* [AIM OF THE EXERCISE] From the listing, collect all lines containing the word "React".

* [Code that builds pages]

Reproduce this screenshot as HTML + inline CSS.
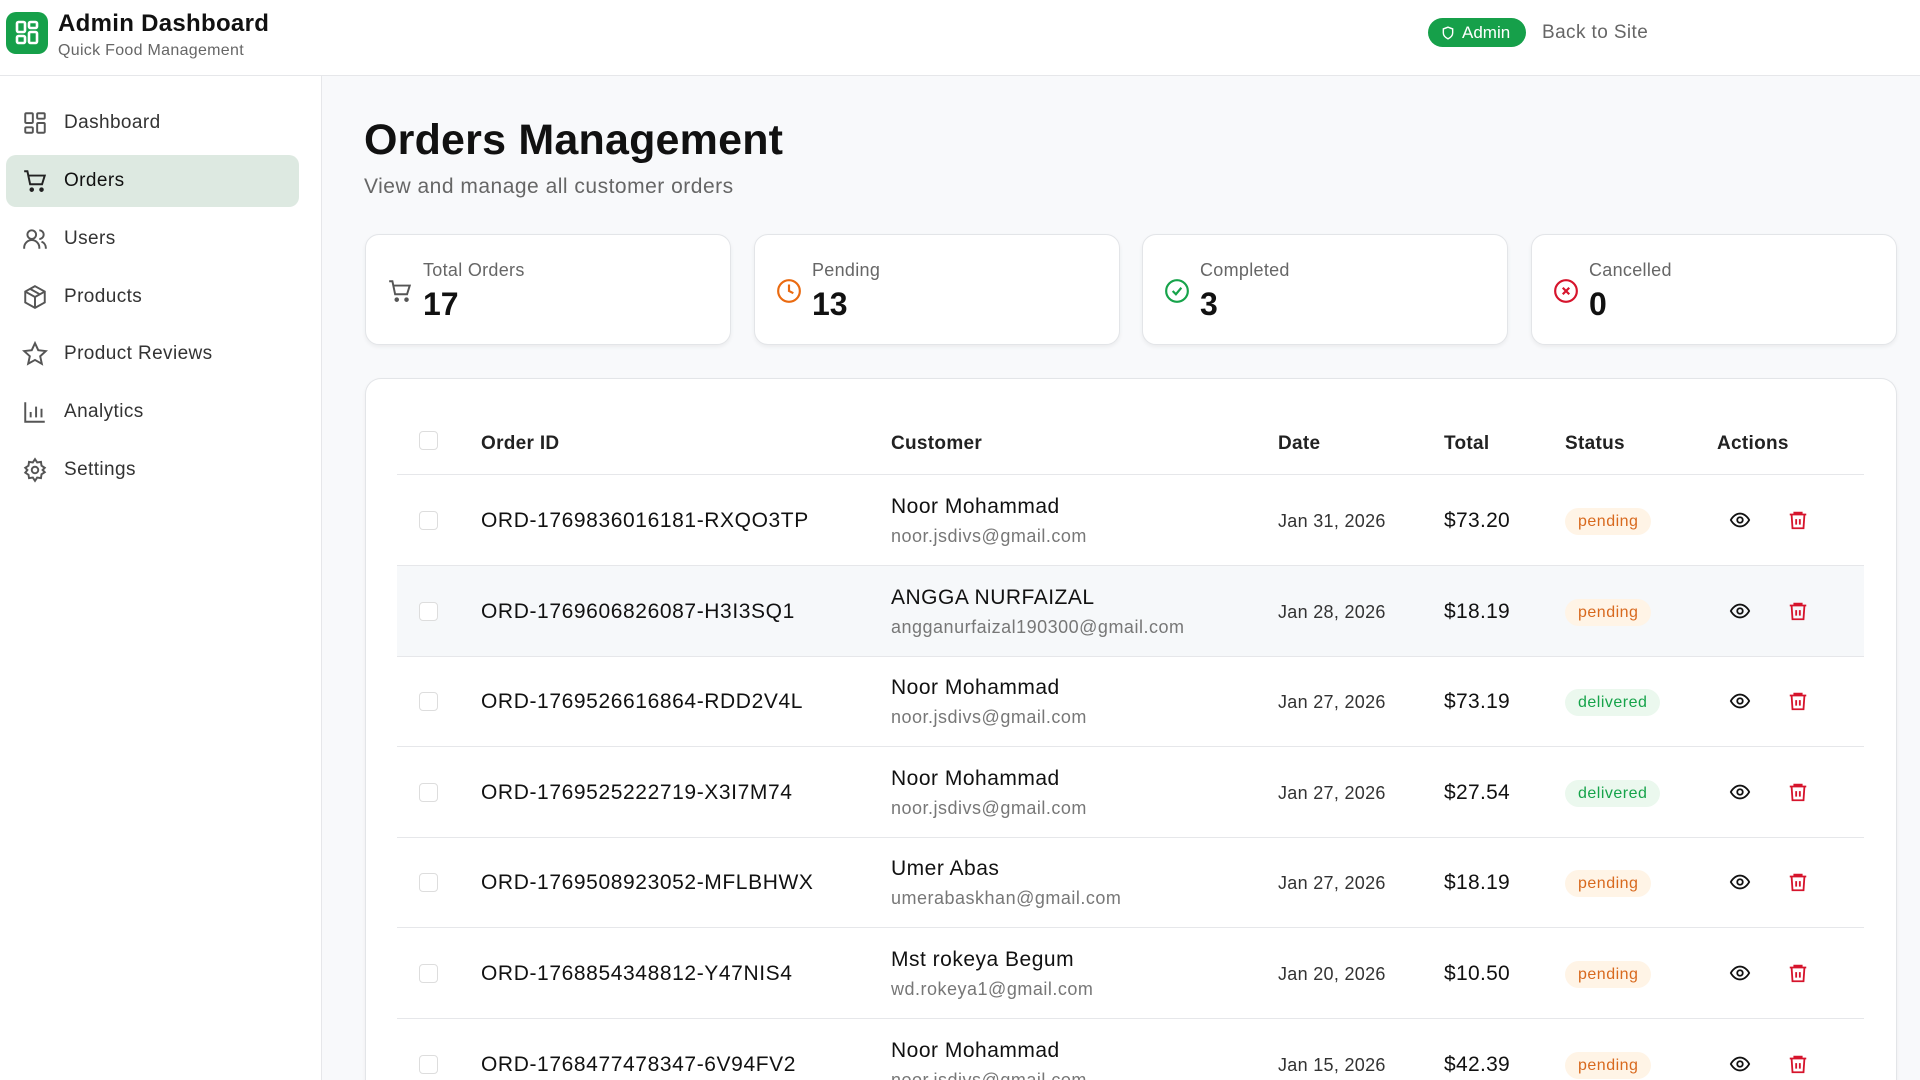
<!DOCTYPE html>
<html><head><meta charset="utf-8"><style>
*{box-sizing:border-box;margin:0;padding:0}
html,body{width:1920px;height:1080px;overflow:hidden}
body{font-family:"Liberation Sans",sans-serif;background:#f8f9fb;color:#111;position:relative}
#wrap{position:absolute;left:0;top:0;width:1920px;height:1080px;overflow:hidden}
.hdr{position:absolute;left:0;top:0;width:1920px;height:76px;background:#fff;border-bottom:1px solid #e6e7ea}
.logo{position:absolute;left:6px;top:12px;width:42px;height:42px;border-radius:10px;background:#16a04a}
.side{position:absolute;left:0;top:76px;width:322px;height:1004px;background:#fff;border-right:1px solid #e6e7ea}
.nav{position:absolute;left:6px;width:293px;height:52px;border-radius:10px;display:flex;align-items:center;font-size:19px;color:#333;letter-spacing:.4px}
.nav svg{position:absolute;left:16px}
.nav span{position:absolute;left:58px}
.nav.act{background:#dde9e1;color:#111}
.card{position:absolute;top:234px;width:366px;height:111px;background:#fff;border:1px solid #e3e5e8;border-radius:14px;box-shadow:0 2px 4px rgba(0,0,0,.06)}
.card svg{position:absolute;left:21px;top:43px}
.card .l{position:absolute;left:57px;top:25px;font-size:18px;color:#666;letter-spacing:.3px}
.card .v{position:absolute;left:57px;top:51px;font-size:32px;font-weight:bold}
.tbl{position:absolute;left:365px;top:378px;width:1532px;height:702px;background:#fff;border:1px solid #e3e5e8;border-bottom:none;border-radius:16px 16px 0 0;box-shadow:0 2px 4px rgba(0,0,0,.05)}
.row{position:absolute;left:397px;width:1467px;height:91px;border-bottom:1px solid #e6e7ea}
.row.h{background:#f6f8fa}
.cb{position:absolute;left:22px;width:19px;height:19px;border:1px solid #ddd;border-radius:4px;background:#fff}
.c{position:absolute;white-space:nowrap}
.oid{left:84px;font-size:21px;color:#111;letter-spacing:.6px}
.nm{left:494px;font-size:21px;color:#111;letter-spacing:.5px}
.em{left:494px;font-size:18px;color:#777;letter-spacing:.5px}
.dt{left:881px;font-size:18px;color:#333;letter-spacing:.3px}
.tt{left:1047px;font-size:21px;color:#111;letter-spacing:.3px}
.bd{left:1168px;height:27px;padding:0 13px;border-radius:14px;font-size:16px;line-height:27px;letter-spacing:.5px}
.pe{background:#fff4e6;color:#d8691e}
.de{background:#ebf8ee;color:#16a34a}
.th{position:absolute;top:433px;font-size:19px;font-weight:600;color:#222;letter-spacing:.3px}
</style></head><body><div id="wrap">
<div class="hdr">
 <div class="logo"><svg width="42" height="42" viewBox="0 0 42 42" fill="none" stroke="#fff" stroke-width="2.6"><rect x="11" y="10" width="8" height="10" rx="1.5"/><rect x="23" y="10" width="8" height="6" rx="1.5"/><rect x="23" y="20" width="8" height="11" rx="1.5"/><rect x="11" y="24" width="8" height="7" rx="1.5"/></svg></div>
 <div style="position:absolute;left:58px;top:10px;font-size:24px;font-weight:bold;letter-spacing:.3px">Admin Dashboard</div>
 <div style="position:absolute;left:58px;top:42px;font-size:16px;color:#666;letter-spacing:.3px">Quick Food Management</div>
 <div style="position:absolute;left:1428px;top:18px;width:98px;height:29px;border-radius:15px;background:#16a04a;color:#fff;font-size:17px;line-height:29px;padding-left:34px">Admin<svg style="position:absolute;left:13px;top:7px" width="14" height="16" viewBox="0 0 24 24" fill="none" stroke="#fff" stroke-width="2.4"><path d="M12 2l8 3v7c0 5-4 8-8 10-4-2-8-5-8-10V5z"/></svg></div>
 <div style="position:absolute;left:1542px;top:22px;font-size:19px;color:#666;letter-spacing:.4px">Back to Site</div>
</div>
<div class="side">
 <div class="nav" style="top:21px"><svg width="26" height="26" viewBox="0 0 24 24" fill="none" stroke="#555" stroke-width="1.8"><rect x="3" y="3" width="7" height="9" rx="1"/><rect x="14" y="3" width="7" height="5" rx="1"/><rect x="14" y="12" width="7" height="9" rx="1"/><rect x="3" y="16" width="7" height="5" rx="1"/></svg><span>Dashboard</span></div>
 <div class="nav act" style="top:79px"><svg width="26" height="26" viewBox="0 0 24 24" fill="none" stroke="#222" stroke-width="1.8"><path d="M2 3h3l2.5 12h11L21 7H6"/><circle cx="9" cy="20" r="1.2" fill="#222"/><circle cx="18" cy="20" r="1.2" fill="#222"/></svg><span>Orders</span></div>
 <div class="nav" style="top:137px"><svg width="26" height="26" viewBox="0 0 24 24" fill="none" stroke="#555" stroke-width="1.8"><circle cx="9" cy="8" r="4"/><path d="M2 21v-1a6 6 0 0 1 14 0v1M16 4a4 4 0 0 1 0 8M22 21v-1a6 6 0 0 0-4-5.5"/></svg><span>Users</span></div>
 <div class="nav" style="top:195px"><svg width="26" height="26" viewBox="0 0 24 24" fill="none" stroke="#555" stroke-width="1.8"><path d="M12 2l9 5v10l-9 5-9-5V7z M3 7l9 5 9-5M12 12v10M7.5 4.5l9 5"/></svg><span>Products</span></div>
 <div class="nav" style="top:252px"><svg width="26" height="26" viewBox="0 0 24 24" fill="none" stroke="#555" stroke-width="1.8"><path d="M12 2l3 6.5 7 .8-5.2 4.8 1.5 7L12 17.5 5.7 21l1.5-7L2 9.3l7-.8z"/></svg><span>Product Reviews</span></div>
 <div class="nav" style="top:310px"><svg width="26" height="26" viewBox="0 0 24 24" fill="none" stroke="#555" stroke-width="1.8"><path d="M3 3v18h18M8 17v-5M13 17V7M18 17v-8"/></svg><span>Analytics</span></div>
 <div class="nav" style="top:368px"><svg width="26" height="26" viewBox="0 0 24 24" fill="none" stroke="#555" stroke-width="1.8"><circle cx="12" cy="12" r="3"/><path d="M12 2l2 3 3.5-.5.5 3.5 3 2-2 2 2 2-3 2-.5 3.5-3.5-.5-2 3-2-3-3.5.5L6 16.5 3 14.5l2-2.5-2-2 3-2L6.5 4.5 10 5z"/></svg><span>Settings</span></div>
</div>
<div style="position:absolute;left:364px;top:116px;font-size:43px;font-weight:bold;letter-spacing:.2px">Orders Management</div>
<div style="position:absolute;left:364px;top:175px;font-size:21px;color:#666;letter-spacing:.5px">View and manage all customer orders</div>
<div class="card" style="left:365px"><svg width="26" height="26" viewBox="0 0 24 24" fill="none" stroke="#555" stroke-width="1.8"><path d="M2 3h3l2.5 12h11L21 7H6"/><circle cx="9" cy="20" r="1.2" fill="#555"/><circle cx="18" cy="20" r="1.2" fill="#555"/></svg><div class="l">Total Orders</div><div class="v">17</div></div>
<div class="card" style="left:754px"><svg width="26" height="26" viewBox="0 0 24 24" fill="none" stroke="#ea6a10" stroke-width="2"><circle cx="12" cy="12" r="10"/><path d="M12 6v6l4 2"/></svg><div class="l">Pending</div><div class="v">13</div></div>
<div class="card" style="left:1142px"><svg width="26" height="26" viewBox="0 0 24 24" fill="none" stroke="#16a34a" stroke-width="2"><circle cx="12" cy="12" r="10"/><path d="M8 12l3 3 5-6"/></svg><div class="l">Completed</div><div class="v">3</div></div>
<div class="card" style="left:1531px"><svg width="26" height="26" viewBox="0 0 24 24" fill="none" stroke="#d6142c" stroke-width="2"><circle cx="12" cy="12" r="10"/><path d="M9 9l6 6M15 9l-6 6"/></svg><div class="l">Cancelled</div><div class="v">0</div></div>
<div class="tbl"></div>
<div class="row" style="top:384px;height:91px"><div class="cb" style="top:47px"></div></div>
<div class="th" style="left:481px">Order ID</div><div class="th" style="left:891px">Customer</div><div class="th" style="left:1278px">Date</div><div class="th" style="left:1444px">Total</div><div class="th" style="left:1565px">Status</div><div class="th" style="left:1717px">Actions</div>
<svg width="0" height="0" style="position:absolute"><defs>
<g id="eye"><path d="M2 12s3.5-7 10-7 10 7 10 7-3.5 7-10 7S2 12 2 12z" fill="none" stroke="#111" stroke-width="2"/><circle cx="12" cy="12" r="3" fill="none" stroke="#111" stroke-width="2"/></g>
<g id="tr" fill="none" stroke="#d6142c" stroke-width="2"><path d="M3 6h18M8 6V4h8v2M5 6l1 15h12l1-15M10 11v6M14 11v6"/></g>
</defs></svg>
<div id="rows" style="position:absolute;left:0;top:0;width:1920px;height:1080px;overflow:hidden"></div>
</div>
<script>
var d=[["ORD-1769836016181-RXQO3TP","Noor Mohammad","noor.jsdivs@gmail.com","Jan 31, 2026","$73.20","pending"],
["ORD-1769606826087-H3I3SQ1","ANGGA NURFAIZAL","angganurfaizal190300@gmail.com","Jan 28, 2026","$18.19","pending"],
["ORD-1769526616864-RDD2V4L","Noor Mohammad","noor.jsdivs@gmail.com","Jan 27, 2026","$73.19","delivered"],
["ORD-1769525222719-X3I7M74","Noor Mohammad","noor.jsdivs@gmail.com","Jan 27, 2026","$27.54","delivered"],
["ORD-1769508923052-MFLBHWX","Umer Abas","umerabaskhan@gmail.com","Jan 27, 2026","$18.19","pending"],
["ORD-1768854348812-Y47NIS4","Mst rokeya Begum","wd.rokeya1@gmail.com","Jan 20, 2026","$10.50","pending"],
["ORD-1768477478347-6V94FV2","Noor Mohammad","noor.jsdivs@gmail.com","Jan 15, 2026","$42.39","pending"]];
var h="";d.forEach(function(r,i){var t=475+i*90.6;
h+='<div class="row'+(i==1?' h':'')+'" style="top:'+t+'px"><div class="cb" style="top:36px"></div>'+
'<div class="c oid" style="top:34px">'+r[0]+'</div><div class="c nm" style="top:20px">'+r[1]+'</div><div class="c em" style="top:51px">'+r[2]+'</div>'+
'<div class="c dt" style="top:36px">'+r[3]+'</div><div class="c tt" style="top:34px">'+r[4]+'</div>'+
'<div class="c bd '+(r[5]=="pending"?"pe":"de")+'" style="top:33px">'+r[5]+'</div>'+
'<svg class="c" style="left:1332px;top:34px" width="22" height="22" viewBox="0 0 24 24"><use href="#eye"/></svg>'+
'<svg class="c" style="left:1390px;top:34px" width="22" height="22" viewBox="0 0 24 24"><use href="#tr"/></svg></div>';});
document.getElementById("rows").innerHTML=h;
</script>
</body></html>
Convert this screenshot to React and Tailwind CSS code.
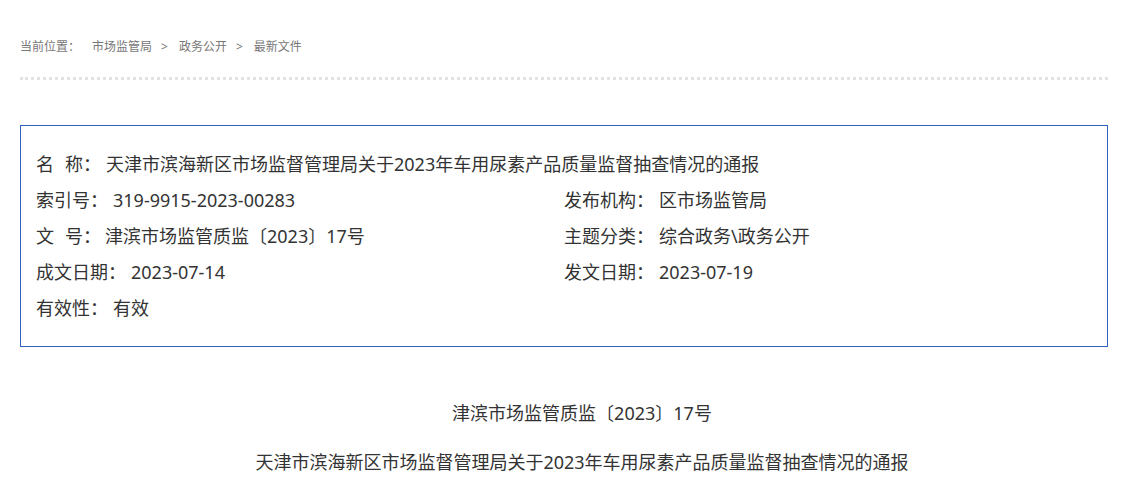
const font = { fontFamily: '"Noto Sans", "Noto Sans CJK SC", sans-serif' };

function Field({ label, value, wide }) {
  return (
    <div className={wide ? "col-span-2 flex" : "flex"}>
      <span className="whitespace-pre">{label}</span>
      <span className="ml-[5px]">{value}</span>
    </div>
  );
}

export default function App() {
  return (
    <div className="bg-white min-h-[491px] pl-[20px] pr-[26px] text-[#333]" style={font}>
      {/* breadcrumb */}
      <div className="pt-[35px] h-[59px] leading-[24px] text-[12px] text-[#777] flex">
        <span>当前位置：</span>
        <span className="ml-[12px]">市场监管局</span>
        <span className="ml-[9px] mr-[11px]">&gt;</span>
        <span>政务公开</span>
        <span className="ml-[9px] mr-[11px]">&gt;</span>
        <span>最新文件</span>
      </div>
      <div className="mt-[18px] border-t-[3px] border-dotted border-[#e2e2e2]" />

      {/* info box */}
      <div className="mt-[45px] border border-[#2f62bf] px-[15px] py-[20px] text-[18px] leading-[36px]">
        <div className="grid grid-cols-2">
          <div className="col-span-2 flex">
            <span>名</span>
            <span className="ml-[11px]">称：</span>
            <span className="ml-[5px]">天津市滨海新区市场监督管理局关于2023年车用尿素产品质量监督抽查情况的通报</span>
          </div>
          <Field label="索引号：" value="319-9915-2023-00283" />
          <Field label="发布机构：" value="区市场监管局" />
          <div className="flex">
            <span>文</span>
            <span className="ml-[11px]">号：</span>
            <span className="ml-[4px]">津滨市场监管质监〔2023〕17号</span>
          </div>
          <Field label="主题分类：" value="综合政务\政务公开" />
          <Field label="成文日期：" value="2023-07-14" />
          <Field label="发文日期：" value="2023-07-19" />
          <Field label="有效性：" value="有效" wide />
        </div>
      </div>

      {/* document heading */}
      <div className="mt-[48px] text-center indent-[36px] text-[18px] leading-[36px]">
        <p>津滨市场监管质监〔2023〕17号</p>
        <p className="mt-[13px]">天津市滨海新区市场监督管理局关于2023年车用尿素产品质量监督抽查情况的通报</p>
      </div>
    </div>
  );
}
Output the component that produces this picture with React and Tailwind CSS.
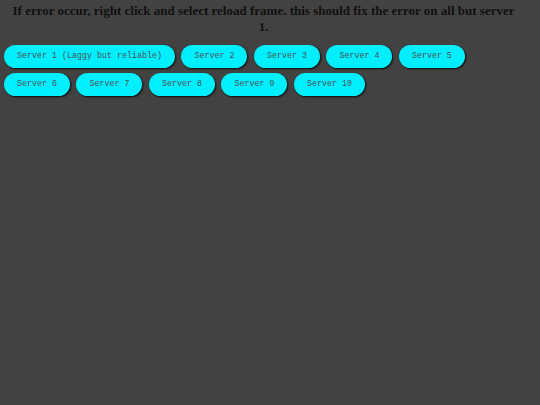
export default function App() {
  const servers = [
    "Server 1 (Laggy but reliable)",
    "Server 2",
    "Server 3",
    "Server 4",
    "Server 5",
    "Server 6",
    "Server 7",
    "Server 8",
    "Server 9",
    "Server 10",
  ];
  return (
    <div className="min-h-screen bg-[#424242]">
      <h1
        className="pl-[8px] pr-[21px] pt-[3px] text-center text-[13px] font-bold leading-[16px] text-[#111]"
        style={{ fontFamily: '"Liberation Serif", serif' }}
      >
        If error occur, right click and select reload frame. this should fix the error on all but server 1.
      </h1>
      <div className="mt-[10px] flex flex-wrap gap-x-[6.5px] gap-y-[5px] pl-[4px] pr-[24px]">
        {servers.map((s) => (
          <button
            key={s}
            className="h-[23px] whitespace-pre rounded-full bg-[#00efff] px-[13px] text-[8.33px] text-[#505050] shadow-[1px_1px_2px_rgba(0,0,0,0.85)]"
            style={{ fontFamily: '"Liberation Mono", monospace' }}
          >
            {s}
          </button>
        ))}
      </div>
    </div>
  );
}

* [TASK RESPONSE]
Convert this screenshot to React and Tailwind CSS code.
Output the component that produces this picture with React and Tailwind CSS.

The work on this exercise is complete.